Swoon, Moni And The Sphynx, Signed Original Varied Edition 2/9, 2017, Printed Mylar, 76 inches x 84 inches.

For centuries, printmaking has consisted largely of using standard equipment to create one-dimensional images on a flat piece of paper.

Oh, how times have changed!

Prints on silver plate silverware and dishes, rusted paper and wheat paste, and even melting ice are just a few of the surprises awaiting viewers of the Hunterdon Art Museum’s newest exhibition Multiple Ones: Contemporary Perspectives in Printmedia. The exhibition opened Saturday, May 12 and runs until Sept. 2.
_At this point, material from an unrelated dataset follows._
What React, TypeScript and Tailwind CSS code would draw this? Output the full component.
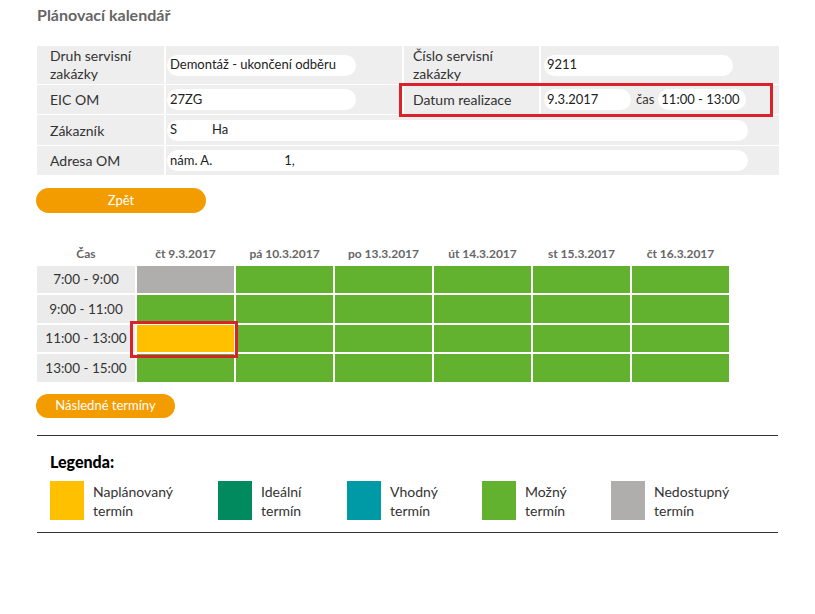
import React from "react";

const font = { fontFamily: "Lato, 'Open Sans', sans-serif" };

type Slot = "green" | "yellow" | "gray";

const days = ["čt 9.3.2017", "pá 10.3.2017", "po 13.3.2017", "út 14.3.2017", "st 15.3.2017", "čt 16.3.2017"];

const slots: { time: string; cells: Slot[]; h: string }[] = [
  { time: "7:00 - 9:00", cells: ["gray", "green", "green", "green", "green", "green"], h: "h-[27px]" },
  { time: "9:00 - 11:00", cells: ["green", "green", "green", "green", "green", "green"], h: "h-[28px]" },
  { time: "11:00 - 13:00", cells: ["yellow", "green", "green", "green", "green", "green"], h: "h-[27px]" },
  { time: "13:00 - 15:00", cells: ["green", "green", "green", "green", "green", "green"], h: "h-[28px]" },
];

const slotColor: Record<Slot, string> = {
  green: "bg-[#62b22f]",
  yellow: "bg-[#ffc000]",
  gray: "bg-[#b0aeac]",
};

const legend = [
  { color: "bg-[#ffc000]", label: "Naplánovaný", w: "w-[168px]" },
  { color: "bg-[#008a5e]", label: "Ideální", w: "w-[129px]" },
  { color: "bg-[#009aa6]", label: "Vhodný", w: "w-[135px]" },
  { color: "bg-[#62b22f]", label: "Možný", w: "w-[129px]" },
  { color: "bg-[#b0aeac]", label: "Nedostupný", w: "w-[120px]" },
];

function Pill({ className, children }: { className: string; children?: React.ReactNode }) {
  return (
    <div className={"flex h-[21px] items-center rounded-full bg-white pl-[3px] text-[13px] text-[#222] whitespace-pre " + className}>
      {children}
    </div>
  );
}

export default function App() {
  return (
    <div className="min-h-[614px] w-[815px] bg-white" style={font}>
      <div className="ml-[37px] w-[741px]">
        {/* Title */}
        <div className="pt-[5px] text-[16px] font-bold leading-[20px] text-[#666]">Plánovací kalendář</div>

        {/* Order info */}
        <div className="relative mt-[21px] grid grid-cols-[127px_236px_135px_238px] grid-rows-[38px_29px_30px_29px] gap-x-[2px] gap-y-px bg-white text-[14px] text-[#333]">
          <div className="flex items-center bg-[#eeeeee] pl-[13px] leading-[18px]">
            Druh servisní
            <br />
            zakázky
          </div>
          <div className="flex items-center bg-[#eeeeee] pl-[1px]">
            <Pill className="w-[189px]">Demontáž - ukončení odběru</Pill>
          </div>
          <div className="flex items-center bg-[#eeeeee] pl-[9px] leading-[18px]">
            Číslo servisní
            <br />
            zakázky
          </div>
          <div className="flex items-center bg-[#eeeeee] pl-[3px]">
            <Pill className="w-[189px]">9211</Pill>
          </div>

          <div className="flex items-center bg-[#eeeeee] pl-[13px]">EIC OM</div>
          <div className="flex items-center bg-[#eeeeee] pl-[1px]">
            <Pill className="w-[189px]">27ZG</Pill>
          </div>
          <div className="flex items-center bg-[#eeeeee] pl-[9px]">Datum realizace</div>
          <div className="flex items-center bg-[#eeeeee] pl-[3px] text-[13px]">
            <Pill className="w-[87px]">9.3.2017</Pill>
            <span className="ml-[5px] mr-[4px]">čas</span>
            <Pill className="w-[88px]">11:00 - 13:00</Pill>
          </div>

          <div className="flex items-center bg-[#eeeeee] pl-[13px]">Zákazník</div>
          <div className="col-span-3 flex items-center bg-[#eeeeee] pl-[1px]">
            <Pill className="w-[581px]">
              <span>S</span>
              <span className="ml-[35px]">Ha</span>
            </Pill>
          </div>

          <div className="flex items-center bg-[#eeeeee] pl-[13px]">Adresa OM</div>
          <div className="col-span-3 flex items-center bg-[#eeeeee] pl-[1px]">
            <Pill className="w-[581px]">
              <span>nám. A.</span>
              <span className="ml-[72px]">1,</span>
            </Pill>
          </div>

          <div className="pointer-events-none absolute left-[362px] top-[37px] h-[34px] w-[374px] border-[3px] border-[#d9222a]" />
        </div>

        {/* Back */}
        <button className="mt-[13px] -ml-px flex h-[25px] w-[170px] items-center justify-center rounded-full bg-[#f39c00] text-[13px] text-white">
          Zpět
        </button>

        {/* Calendar */}
        <div className="mt-[31px] grid grid-cols-[98px_repeat(6,97px)] gap-x-[2px] text-[12px] font-bold leading-[20px] text-[#666]">
          <div className="text-center">Čas</div>
          {days.map((d) => (
            <div key={d} className="text-center">
              {d}
            </div>
          ))}
        </div>
        <div className="relative mt-[2px] flex flex-col gap-y-[2px]">
          {slots.map((s) => (
            <div key={s.time} className={"grid grid-cols-[98px_repeat(6,97px)] gap-x-[2px] " + s.h}>
              <div className="flex items-center justify-center bg-[#ebebeb] text-[13.5px] text-[#333]">{s.time}</div>
              {s.cells.map((c, i) => (
                <div key={i} className={slotColor[c]} />
              ))}
            </div>
          ))}
          <div className="pointer-events-none absolute left-[93px] top-[55px] h-[37px] w-[108px] border-[3px] border-[#d9222a]" />
        </div>

        <button className="mt-[12px] -ml-px flex h-[24px] w-[139px] items-center justify-center rounded-full bg-[#f39c00] text-[13px] text-white">
          Následné termíny
        </button>

        {/* Legend */}
        <div className="mt-[17px] border-y border-[#333] pb-[12px] pl-[13px] pt-[16px]">
          <div className="text-[16px] font-black leading-[20px] text-black">Legenda:</div>
          <div className="mt-[9px] flex">
            {legend.map((l) => (
              <div key={l.label} className={"flex " + l.w}>
                <div className={"h-[39px] w-[34px] shrink-0 " + l.color} />
                <div className="ml-[9px] pt-[1px] text-[14px] leading-[19px] text-[#333]">
                  {l.label}
                  <br />
                  termín
                </div>
              </div>
            ))}
          </div>
        </div>
      </div>
    </div>
  );
}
“There is a freshness and contemporary pulse to printmaking that is taking the art world by surprise,” said Sheila Goloborotko, curator of this show that spotlights the works of 18 artists, who are taking printmaking into bold and exciting new directions. “The prints in this exhibition are on porcelain, recycled wood, and melting ice; they live in the toxic residue left by the contaminated water of Flint, Michigan, and are even inked onto good old fashioned paper—only sideways, on the paper’s, less-than-millimeter thick, bleeding edge.”

These prints hang frameless, flexible, folded and are built like a puzzle or planted as a garden. All the prints were manipulated in some fashion – cut, burnt, fired, mounted, recorded or pasted, Goloborotko noted.

And while all the pieces in this show are quite diverse, they all have one thing in common: They form an open-ended mode or a network of nomadic relationships among all the elements in the collective printmaking process.

“I hope viewers will understand the importance of contemporary printmaking as it is represented in this exhibition as a sculptural, video, painterly and social practice,” Goloborotko said. ”Since the exhibition shows mostly one piece by each artist, I hope the public will search more works by the presented artists. I hope printmakers feel inspired in creating contemporary works that are not conformed, but informed by printmaking.”

Artists with pieces in this exhibition are: Justin Barfield, Shawn Bitters, Florence Gidez, Rebecca Gilbert, Ruthann Godollei, Brandi Grogan, John Hitchcock, Andrew Kozlowski, Lauren Kussro, Nathan Meltz, Guen Montgomery, Jill Parisi, Andrew Raftery, Samantha Parker Salazar, Marliee Salvator, Mizin Shin, Swoon and Eszter Sziksz.

Goloborotko said these contemporary printmakers are less concerned with printing editions but more interested in multiple originalities. By removing artificial boundaries, they truly understand the process and have contextualized printmaking as a participatory, rather than only a democratic process.